WRITTEN EXERCISE:
Return the material exactly, first line through the line containing "import React from", and nothing more. Pictures stay out.

--- DATA SHOWN ---

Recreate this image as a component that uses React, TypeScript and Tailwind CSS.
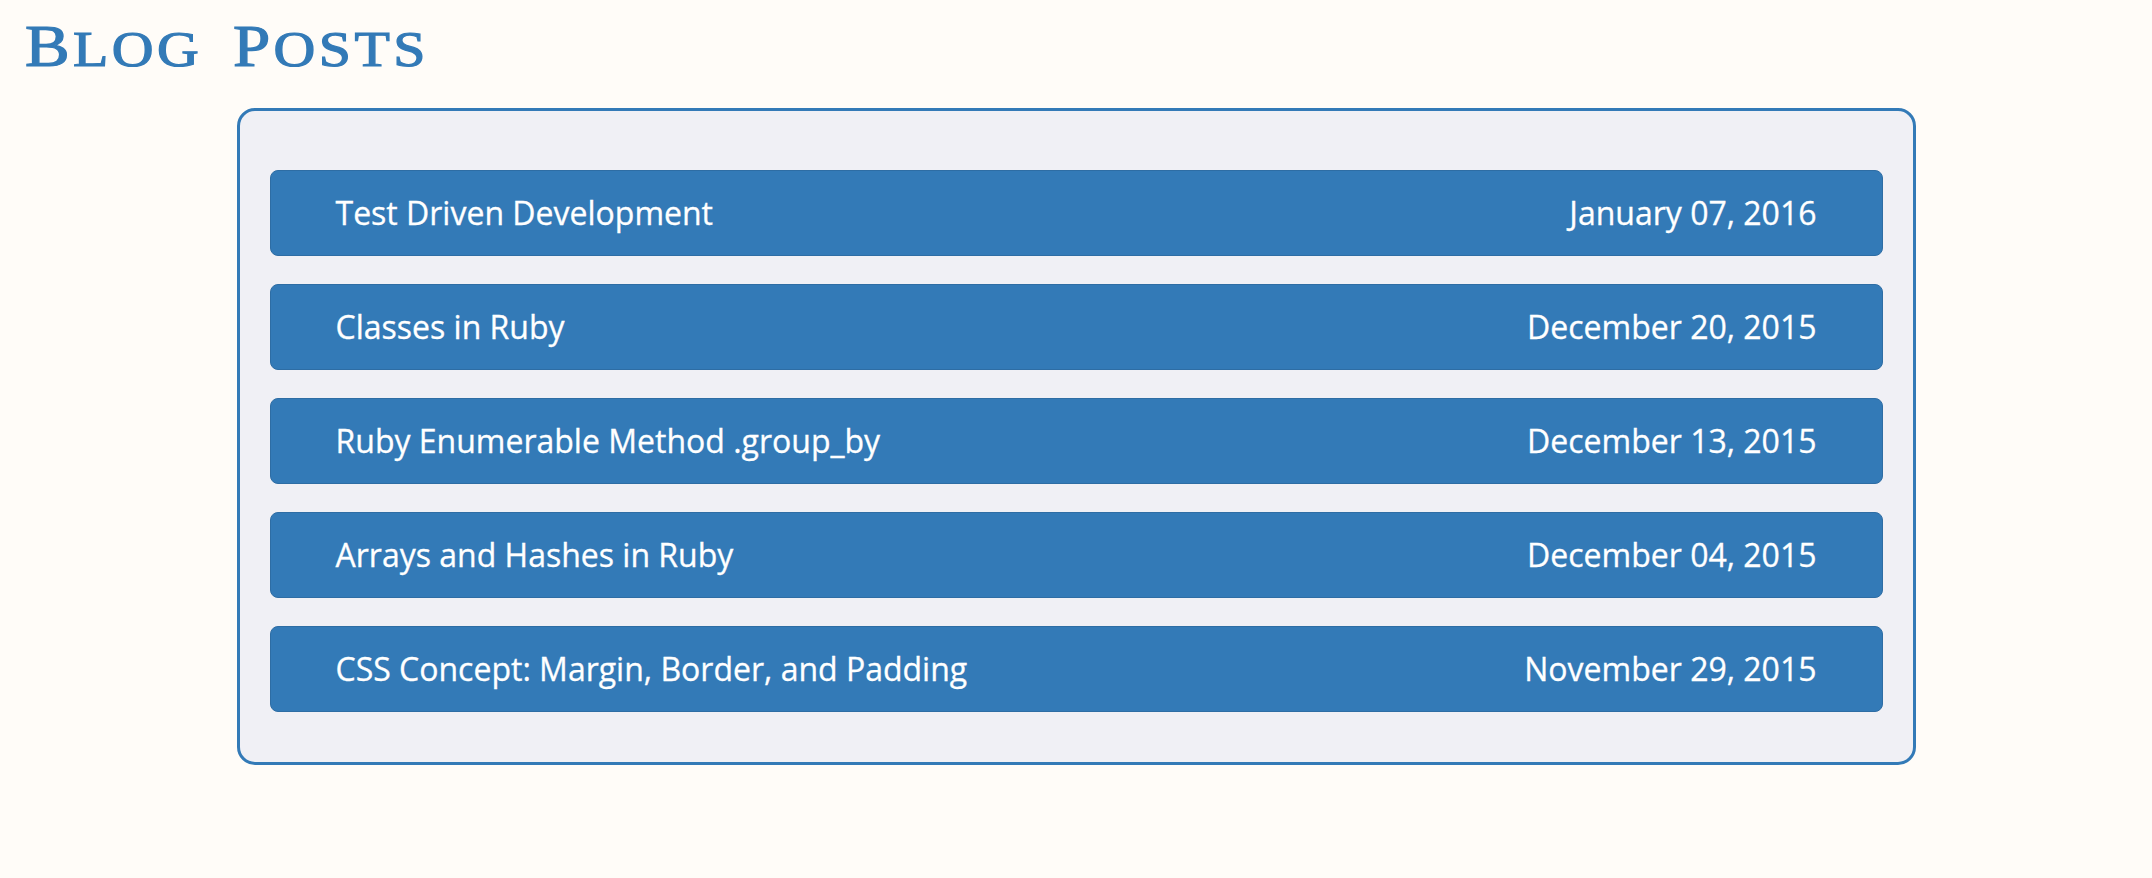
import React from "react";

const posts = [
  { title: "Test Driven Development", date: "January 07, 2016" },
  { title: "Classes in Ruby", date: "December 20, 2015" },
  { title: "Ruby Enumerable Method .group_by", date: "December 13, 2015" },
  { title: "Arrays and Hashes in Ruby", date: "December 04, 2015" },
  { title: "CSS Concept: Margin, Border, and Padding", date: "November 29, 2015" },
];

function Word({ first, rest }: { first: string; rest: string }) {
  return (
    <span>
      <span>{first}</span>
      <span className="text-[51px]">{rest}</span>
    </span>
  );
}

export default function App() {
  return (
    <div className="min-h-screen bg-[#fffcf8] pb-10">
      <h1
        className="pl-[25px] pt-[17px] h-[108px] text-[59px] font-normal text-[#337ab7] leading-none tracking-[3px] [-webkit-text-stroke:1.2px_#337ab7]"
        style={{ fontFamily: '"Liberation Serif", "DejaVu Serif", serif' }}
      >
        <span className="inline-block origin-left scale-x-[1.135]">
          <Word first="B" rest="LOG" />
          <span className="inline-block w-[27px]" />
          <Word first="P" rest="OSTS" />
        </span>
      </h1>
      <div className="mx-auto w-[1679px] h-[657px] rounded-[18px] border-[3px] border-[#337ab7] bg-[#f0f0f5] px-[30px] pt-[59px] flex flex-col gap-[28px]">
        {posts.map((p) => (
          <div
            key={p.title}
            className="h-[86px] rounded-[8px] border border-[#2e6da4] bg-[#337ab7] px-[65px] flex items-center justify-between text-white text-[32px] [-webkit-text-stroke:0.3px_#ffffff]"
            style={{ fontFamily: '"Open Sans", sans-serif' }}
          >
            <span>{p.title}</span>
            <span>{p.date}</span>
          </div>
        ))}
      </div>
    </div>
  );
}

---

FULL ANSWER:
Recreate this image as a component that uses React, TypeScript and Tailwind CSS.
import React from "react";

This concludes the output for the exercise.